However, both businesses look to be turning a corner, with LUMN shedding non-core assets in two multi-billion dollar asset sales this year and guiding for a return to topline growth no later than the end of 2023. T also looks poised to make substantial progress towards deleveraging its balance sheet, and its dividend is now on a much firmer footing following the recent cut. As a result, both stocks look increasingly appetizing as potential sources of high yield passive income

In this article, we take a look at both stocks to determine which is the better buy right now.

#1. T Stock: Attractive & Safe Dividend But Weak Upside Potential

After licking its wounds for massively overpaying for the T/Time Warner merger, T has finally spun off those assets along with a sizable chunk of debt. With the dividend right-sized and a simplified business model, T looks poised for better times ahead.
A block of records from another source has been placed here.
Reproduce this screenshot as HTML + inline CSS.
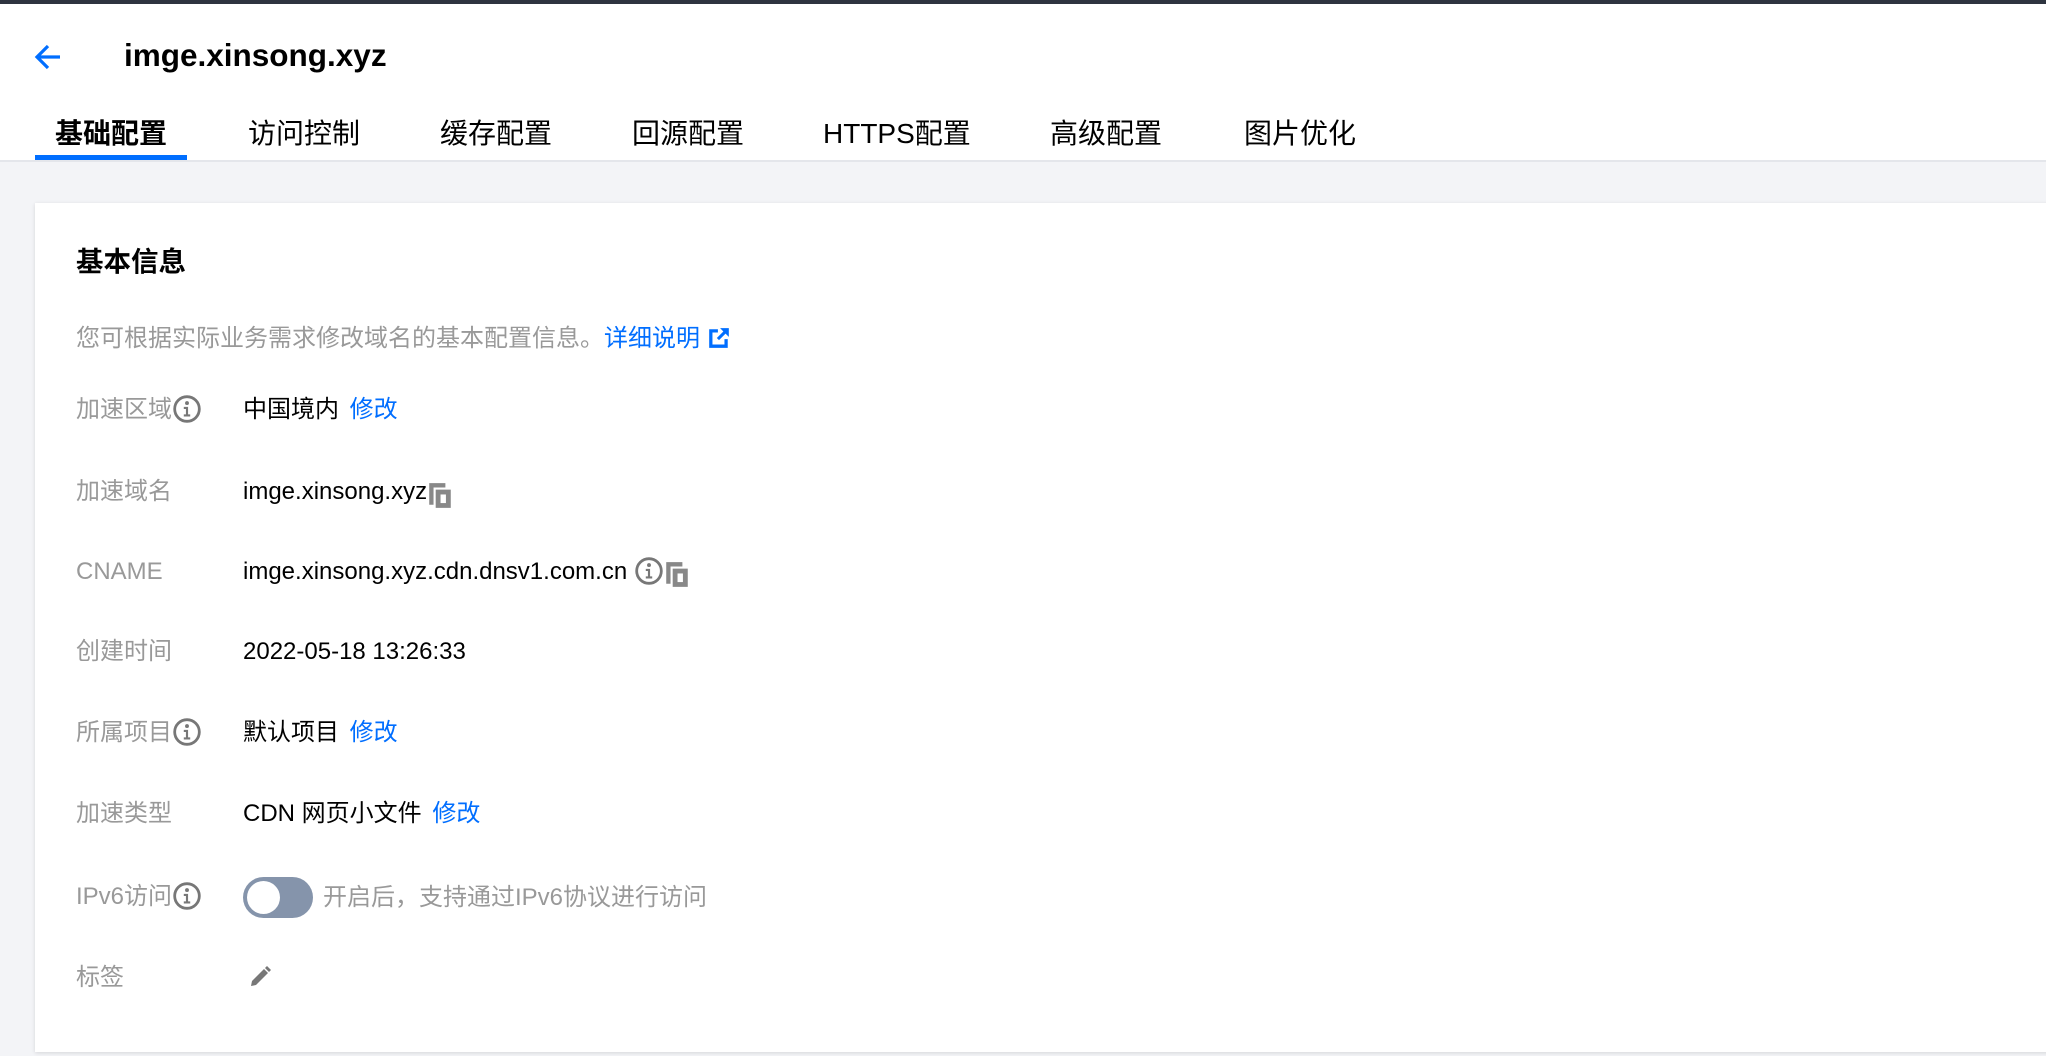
<!DOCTYPE html>
<html><head><meta charset="utf-8"><style>
*{margin:0;padding:0;box-sizing:border-box}
body{width:2046px;height:1056px;overflow:hidden;background:#f3f4f7;font-family:"Liberation Sans","Noto Sans CJK SC",sans-serif;position:relative}
.topbar{position:absolute;left:0;top:0;width:2046px;height:4px;background:#2e3440}
.header{position:absolute;left:0;top:4px;width:2046px;height:158px;background:#fff;border-bottom:2px solid #e4e6eb}
.title{position:absolute;left:124px;top:31px;font-size:31.5px;font-weight:bold;color:#000;line-height:40px}
.back{position:absolute;left:33px;top:38px}
.tab{position:absolute;top:111px;font-size:28px;color:#000;line-height:38px;white-space:nowrap}
.tab.on{font-weight:bold}
.ul{position:absolute;left:35px;top:155px;width:152px;height:5px;background:#006eff}
.card{position:absolute;left:35px;top:203px;width:2020px;height:849px;background:#fff;box-shadow:0 1px 4px rgba(0,0,0,.12)}
.h{position:absolute;left:76px;top:245px;font-size:27.5px;font-weight:bold;color:#000;line-height:34px}
.desc{position:absolute;left:76px;top:324px;font-size:24px;color:#999;line-height:30px;height:30px;white-space:nowrap}
.desc a{color:#006eff;text-decoration:none}
.lbl{position:absolute;left:76px;font-size:24px;color:#999;line-height:30px;height:30px;white-space:nowrap}
.val{position:absolute;left:243px;font-size:24px;color:#000;line-height:30px;height:30px;white-space:nowrap}
.val a{color:#006eff;margin-left:4px}
.ic{display:inline-block;vertical-align:middle;position:relative;top:-2px}
.tog{position:absolute;left:243px;top:877px;width:70px;height:41px;border-radius:21px;background:#8594ab}
.tog:after{content:"";position:absolute;left:4px;top:4px;width:33px;height:33px;border-radius:50%;background:#fff}
</style></head><body>
<div class="topbar"></div>
<div class="header">
<svg class="back" width="30" height="30" viewBox="0 0 30 30"><path d="M27 15H5M15 4L4 15l11 11" fill="none" stroke="#006eff" stroke-width="3.2"/></svg>
<div class="title">imge.xinsong.xyz</div>
<div class="tab on" style="left:55px">基础配置</div>
<div class="tab" style="left:248px">访问控制</div>
<div class="tab" style="left:440px">缓存配置</div>
<div class="tab" style="left:632px">回源配置</div>
<div class="tab" style="left:823px">HTTPS配置</div>
<div class="tab" style="left:1050px">高级配置</div>
<div class="tab" style="left:1244px">图片优化</div>
<div class="ul" style="top:151px"></div>
</div>
<div class="card"></div>
<div class="h">基本信息</div>
<div class="desc">您可根据实际业务需求修改域名的基本配置信息。<a>详细说明 <svg class="ic" width="24" height="24" viewBox="0 0 22 22"><path d="M2 3h8v3H5v11h11v-5h3v8H2z" fill="#006eff"/><path d="M12 2h8v8l-3-3-6 6-2-2 6-6z" fill="#006eff"/></svg></a></div>

<div class="lbl" style="top:395px">加速区域<svg class="ic" width="30" height="30" viewBox="0 0 28 28"><circle cx="14" cy="14" r="11.5" fill="none" stroke="#777" stroke-width="2.6"/><circle cx="14" cy="8.5" r="1.8" fill="#777"/><path d="M11 12h4v7h2v2h-6v-2h2v-5h-2z" fill="#777"/></svg></div>
<div class="val" style="top:395px">中国境内 <a>修改</a></div>

<div class="lbl" style="top:477px">加速域名</div>
<div class="val" style="top:477px">imge.xinsong.xyz<svg class="ic" width="26" height="28" viewBox="0 0 24 26" style="top:2px"><path d="M2 2h15v4H6v16H2z" fill="#888"/><path d="M8 8h14v17H8z" fill="#888"/><path d="M12.5 12.5h5v8h-5z" fill="#fff"/></svg></div>

<div class="lbl" style="top:557px">CNAME</div>
<div class="val" style="top:557px">imge.xinsong.xyz.cdn.dnsv1.com.cn <svg class="ic" width="30" height="30" viewBox="0 0 28 28"><circle cx="14" cy="14" r="11.5" fill="none" stroke="#777" stroke-width="2.6"/><circle cx="14" cy="8.5" r="1.8" fill="#777"/><path d="M11 12h4v7h2v2h-6v-2h2v-5h-2z" fill="#777"/></svg><svg class="ic" width="26" height="28" viewBox="0 0 24 26" style="top:1px"><path d="M2 2h15v4H6v16H2z" fill="#888"/><path d="M8 8h14v17H8z" fill="#888"/><path d="M12.5 12.5h5v8h-5z" fill="#fff"/></svg></div>

<div class="lbl" style="top:637px">创建时间</div>
<div class="val" style="top:637px">2022-05-18 13:26:33</div>

<div class="lbl" style="top:718px">所属项目<svg class="ic" width="30" height="30" viewBox="0 0 28 28"><circle cx="14" cy="14" r="11.5" fill="none" stroke="#777" stroke-width="2.6"/><circle cx="14" cy="8.5" r="1.8" fill="#777"/><path d="M11 12h4v7h2v2h-6v-2h2v-5h-2z" fill="#777"/></svg></div>
<div class="val" style="top:718px">默认项目 <a>修改</a></div>

<div class="lbl" style="top:799px">加速类型</div>
<div class="val" style="top:799px">CDN 网页小文件 <a>修改</a></div>

<div class="lbl" style="top:882px">IPv6访问<svg class="ic" width="30" height="30" viewBox="0 0 28 28"><circle cx="14" cy="14" r="11.5" fill="none" stroke="#777" stroke-width="2.6"/><circle cx="14" cy="8.5" r="1.8" fill="#777"/><path d="M11 12h4v7h2v2h-6v-2h2v-5h-2z" fill="#777"/></svg></div>
<div class="tog"></div>
<div class="val" style="top:883px;left:323px;color:#999">开启后，支持通过IPv6协议进行访问</div>

<div class="lbl" style="top:963px">标签</div>
<svg style="position:absolute;left:247px;top:964px" width="26" height="26" viewBox="0 0 26 26"><path d="M4 22l1-5L17 5l4 4L9 21z" fill="#777"/><path d="M18 4l2-2 4 4-2 2z" fill="#777"/></svg>
</body></html>
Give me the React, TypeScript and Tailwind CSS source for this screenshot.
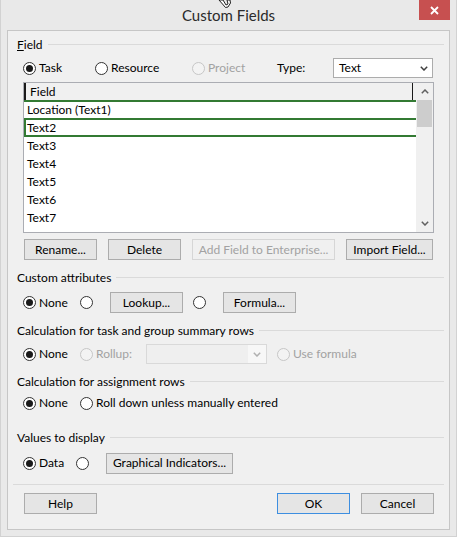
import type { ReactNode } from "react";

function Radio({ checked = false, disabled = false }: { checked?: boolean; disabled?: boolean }) {
  return (
    <span
      className={`flex h-[13px] w-[13px] shrink-0 items-center justify-center rounded-full border ${
        disabled ? "border-[#c6c6c6] bg-[#f3f3f3]" : "border-[#333333] bg-white"
      }`}
    >
      {checked && <span className="h-[7px] w-[7px] rounded-full bg-[#1a1a1a]" />}
    </span>
  );
}

function Option({
  label,
  checked,
  disabled,
  className = "",
}: {
  label: string;
  checked?: boolean;
  disabled?: boolean;
  className?: string;
}) {
  return (
    <div className={`flex shrink-0 items-center gap-[3px] ${className}`}>
      <Radio checked={checked} disabled={disabled} />
      <span className={`whitespace-nowrap ${disabled ? "text-[#a2a2a2]" : "text-black"}`}>{label}</span>
    </div>
  );
}

function Button({
  children,
  className = "",
  disabled = false,
  primary = false,
}: {
  children: ReactNode;
  className?: string;
  disabled?: boolean;
  primary?: boolean;
}) {
  const look = disabled
    ? "border-[#d6d6d6] bg-[#f0f0f0] text-[#a2a2a2]"
    : primary
      ? "border-[#3d8ee0] bg-[#e5e5e5] text-black"
      : "border-[#acacac] bg-[#e5e5e5] text-black";
  return (
    <div className={`flex h-[21px] shrink-0 items-center justify-center border whitespace-nowrap ${look} ${className}`}>
      {children}
    </div>
  );
}

function Chevron({ up = false, color = "#404040" }: { up?: boolean; color?: string }) {
  return (
    <svg width="8" height="5" viewBox="0 0 8 5" className="shrink-0">
      <path
        d={up ? "M0.8 4.2 L4 1 L7.2 4.2" : "M0.8 0.8 L4 4 L7.2 0.8"}
        fill="none"
        stroke={color}
        strokeWidth="1.5"
      />
    </svg>
  );
}

function Section({ children, className = "" }: { children: ReactNode; className?: string }) {
  return (
    <div className={`ml-[4px] flex h-[16px] items-center gap-[5px] ${className}`}>
      <span className="whitespace-nowrap text-black">{children}</span>
      <span className="mb-[2px] h-px flex-1 bg-[#dadada]" />
    </div>
  );
}

const rows = ["Text3", "Text4", "Text5", "Text6", "Text7", "Text8"];

export default function App() {
  return (
    <div className="relative h-[537px] w-[457px] overflow-hidden border-x border-b border-[#d2d2d2] bg-[#e9e9e9] font-['Lato','Noto_Sans',sans-serif] text-[12px] leading-[16px]">
      {/* title bar */}
      <div className="relative flex h-[30px] items-center justify-center pb-[1px]">
        <span className="text-[15px] text-[#2b2b2b]">Custom Fields</span>
        <div className="absolute right-[6px] top-0 flex h-[20px] w-[31px] items-center justify-center bg-[#c75050]">
          <svg width="9" height="9" viewBox="0 0 9 9">
            <path d="M1 1 L8 8 M8 1 L1 8" stroke="white" strokeWidth="1.8" />
          </svg>
        </div>
        {/* mouse pointer tail */}
        <svg className="absolute left-[217px] top-0" width="14" height="8" viewBox="0 0 14 8">
          <path d="M1 0 L5 0 L8 5 L10 4 L9 0 L12 0 L12.5 3 L10 7 L7.5 7.5 Z" fill="white" stroke="#222" strokeWidth="1" />
        </svg>
      </div>

      {/* dialog body */}
      <div className="mx-[6px] flex h-[500px] flex-col border border-[#c6c6c6] bg-[#f0f0f0] px-[5px]">
        <Section className="mt-[6px]">
          <span className="underline">F</span>ield
        </Section>

        <div className="ml-[10px] mt-[5px] flex h-[20px] items-center">
          <Option label="Task" checked className="w-[72px]" />
          <Option label="Resource" className="w-[97px]" />
          <Option label="Project" disabled className="w-[85px]" />
          <span className="w-[56px]">Type:</span>
          <div className="flex h-[20px] w-[100px] items-center justify-between border border-[#acacac] bg-white pl-[5px] pr-[4px]">
            <span>Text</span>
            <Chevron />
          </div>
        </div>

        {/* field list */}
        <div className="mx-[10px] mt-[4px] flex h-[151px] border border-[#abadb3] bg-white">
          <div className="flex flex-1 flex-col overflow-hidden">
            <div className="flex h-[17px] shrink-0 items-center border-l-2 border-[#1a1a1a] bg-[#f0f0f0]">
              <span className="flex-1 pl-[4px]">Field</span>
              <span className="mr-[3px] h-full w-px bg-[#1a1a1a]" />
            </div>
            <div className="flex h-[18px] shrink-0 items-center border-t-2 border-[#337a33] pl-[3px]">
              Location (Text1)
            </div>
            <div className="flex h-[19px] shrink-0 items-center border-y-2 border-l-2 border-[#337a33] pl-[1px]">
              Text2
            </div>
            {rows.map((r) => (
              <div key={r} className="flex h-[18px] shrink-0 items-center pl-[3px]">
                {r}
              </div>
            ))}
          </div>
          <div className="flex w-[17px] flex-col bg-[#f0f0f0]">
            <div className="flex h-[17px] items-center justify-center">
              <Chevron up color="#606060" />
            </div>
            <div className="mx-px h-[27px] bg-[#cdcdcd]" />
            <div className="flex-1" />
            <div className="flex h-[17px] items-center justify-center">
              <Chevron color="#606060" />
            </div>
          </div>
        </div>

        <div className="ml-[11px] mt-[6px] flex gap-[11px]">
          <Button className="w-[73px]">Rename...</Button>
          <Button className="w-[73px]">Delete</Button>
          <Button className="w-[143px]" disabled>
            Add Field to Enterprise...
          </Button>
          <Button className="w-[87px]">Import Field...</Button>
        </div>

        <Section className="mt-[10px]">Custom attributes</Section>
        <div className="ml-[10px] mt-[6px] flex h-[21px] items-center">
          <Option label="None" checked className="w-[57px]" />
          <Radio />
          <Button className="ml-[17px] w-[73px]">Lookup...</Button>
          <span className="ml-[10px]">
            <Radio />
          </span>
          <Button className="ml-[17px] w-[73px]">Formula...</Button>
        </div>

        <Section className="mt-[10px]">Calculation for task and group summary rows</Section>
        <div className="ml-[10px] mt-[5px] flex h-[20px] items-center">
          <Option label="None" checked className="w-[57px]" />
          <Option label="Rollup:" disabled className="w-[66px]" />
          <div className="flex h-[20px] w-[121px] border border-[#d9d9d9] bg-[#efefef]">
            <div className="flex-1" />
            <div className="flex w-[18px] items-center justify-center bg-[#f7f7f7]">
              <Chevron color="#b0b0b0" />
            </div>
          </div>
          <Option label="Use formula" disabled className="ml-[10px]" />
        </div>

        <Section className="mt-[10px]">Calculation for assignment rows</Section>
        <div className="ml-[10px] mt-[3px] flex h-[20px] items-center">
          <Option label="None" checked className="w-[57px]" />
          <Option label="Roll down unless manually entered" />
        </div>

        <Section className="mt-[17px]">Values to display</Section>
        <div className="ml-[10px] mt-[7px] flex h-[20px] items-center">
          <Option label="Data" checked className="w-[53px]" />
          <Radio />
          <Button className="ml-[17px] w-[127px]">Graphical Indicators...</Button>
        </div>

        <div className="mt-[11px] h-px bg-[#dadada]" />

        <div className="ml-[11px] mr-[10px] mt-[8px] flex items-center">
          <Button className="w-[73px]">Help</Button>
          <div className="flex-1" />
          <Button className="w-[73px]" primary>
            OK
          </Button>
          <Button className="ml-[11px] w-[73px]">Cancel</Button>
        </div>
      </div>
    </div>
  );
}
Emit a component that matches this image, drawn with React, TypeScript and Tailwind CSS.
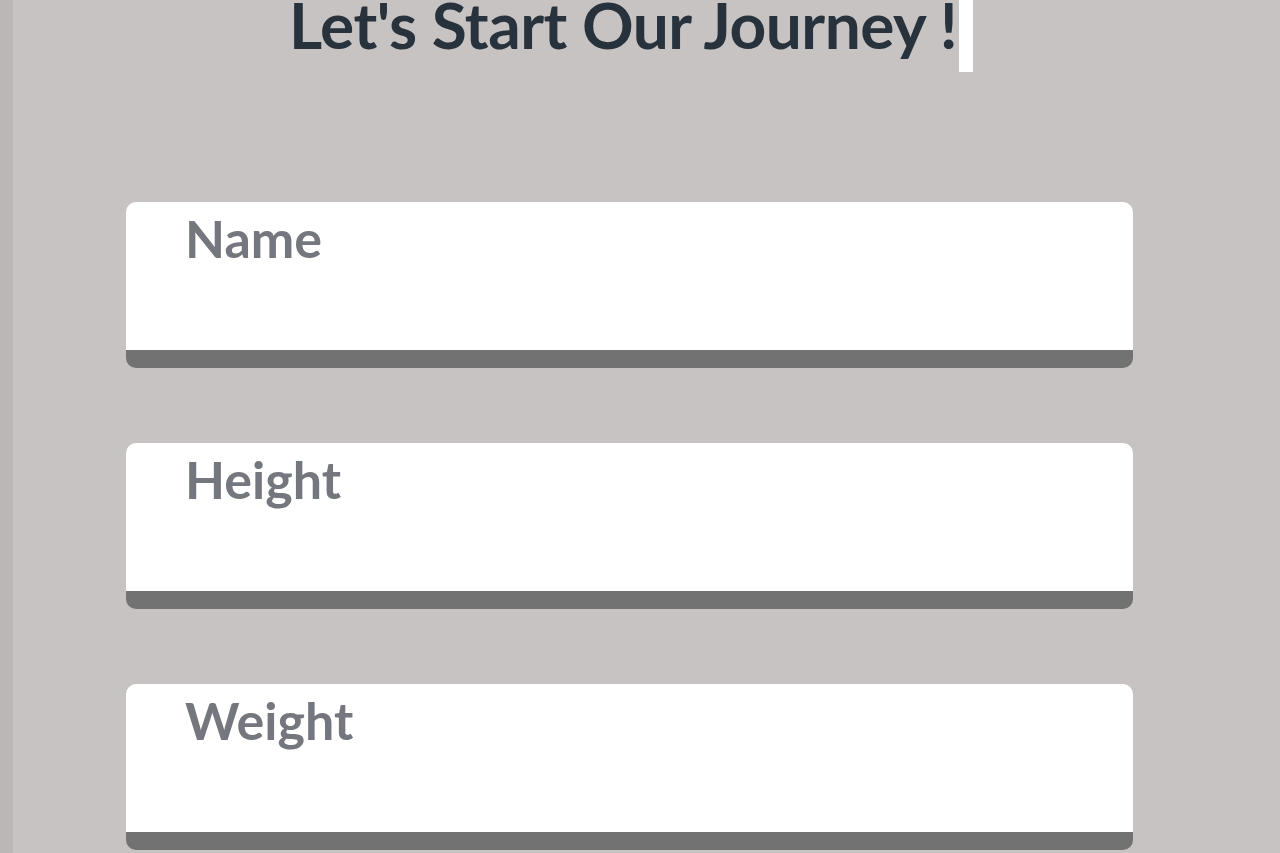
import React from "react";

const fields = ["Name", "Height", "Weight"];

export default function App() {
  return (
    <div className="w-[1280px] h-[853px] overflow-hidden bg-[#c7c3c2] flex" style={{ fontFamily: "Lato, 'Open Sans', sans-serif" }}>
      <div className="w-[13px] h-full bg-[#bbb7b6] shrink-0" />
      <div className="flex-1 flex flex-col">
        <div className="h-[72px] flex justify-start pl-[276px]">
          <h1 className="text-[64px] leading-[50px] font-bold text-[#28323c] tracking-[-0.5px]">
            Let's Start Our Journey !
          </h1>
          <span className="w-[14px] h-[72px] bg-white ml-[2px]" />
        </div>
        <div className="flex flex-col gap-[75px] pl-[113px] pt-[130px]">
          {fields.map((f) => (
            <div
              key={f}
              className="w-[1007px] h-[166px] bg-white rounded-[10px] border-b-[18px] border-[#727272] pl-[59px] pt-[8px]"
            >
              <span className="text-[52px] leading-[56px] font-bold text-[#74777d]">{f}</span>
            </div>
          ))}
        </div>
      </div>
    </div>
  );
}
It is now a pure-play telecommunications giant with a clearer focus on making the investments needed to strengthen its competitive positioning in an industry that requires substantial capital investments. In fact, management has announced that it plans to invest at "record levels" in 5G and fiber in an effort to become "America's best broadband company." The company also announced that it will simultaneously be focused on paying down debt further.

With a $1.11 dividend, the stock currently yields an attractive 5.7%, with a 43% earnings payout ratio and a 46.4% free cash flow payout ratio forecast for 2022. When combined with the leaner balance sheet thanks to spinning off a lot of debt in the recent media transaction, T's dividend looks very safe.

While this looks great for the dividend investor, there are some downsides here. First of all, T still has a ways to go to meet its deleveraging plans and also needs to invest aggressively in fiber and other projects to help strengthen its core businesses. As a result, it is unlikely that it will be able to put much - if anything - into growing its dividend for the foreseeable future. In fact, analysts expect the dividend to remain $1.11 per share in 2023 and only stand at $1.12 in 2025.

A second downside here is that the valuation does not look particularly appealing. While the P/E and P/FCF ratios look attractive relative to recent history (P/E of 7.79x compared to its 5-year average of 9.74x and its P/FCF is 7.10x compared to its 5-year average of 9.26x), its EV/EBITDA ratio remains elevated relative to T's recent and long-term history (EV/EBITDA ratio is 8.23x compared to its 5-year average of 7.16x and historical average of 6.34x).

Furthermore, T's growth potential looks very anemic for the foreseeable future, as analysts forecast a measly 1.3% earnings per share CAGR through 2026. When also considering that interest rates are poised to continue rising, this means that the dividend is pretty much all that investors should expect to receive in total returns from this stock at current prices.

That said, the investment thesis has been largely de-risked thanks to the dividend cut and the spin-off of the media business, so T remains a very safe high yield pick that faces very little risk of a further dividend cut from here. We view it as a Hold accordingly.

#2. LUMN Stock: Risky Sky-High Yield But Substantial Upside Potential

Unlike T, LUMN's dividend is on a much riskier footing. For one, it lacks an investment-grade credit rating which - in a rising interest rate environment - could put the dividend, especially at risk. Furthermore, the dividend payout ratio is expected to be 75.8% of earnings in 2022 and 102% of earnings in 2023.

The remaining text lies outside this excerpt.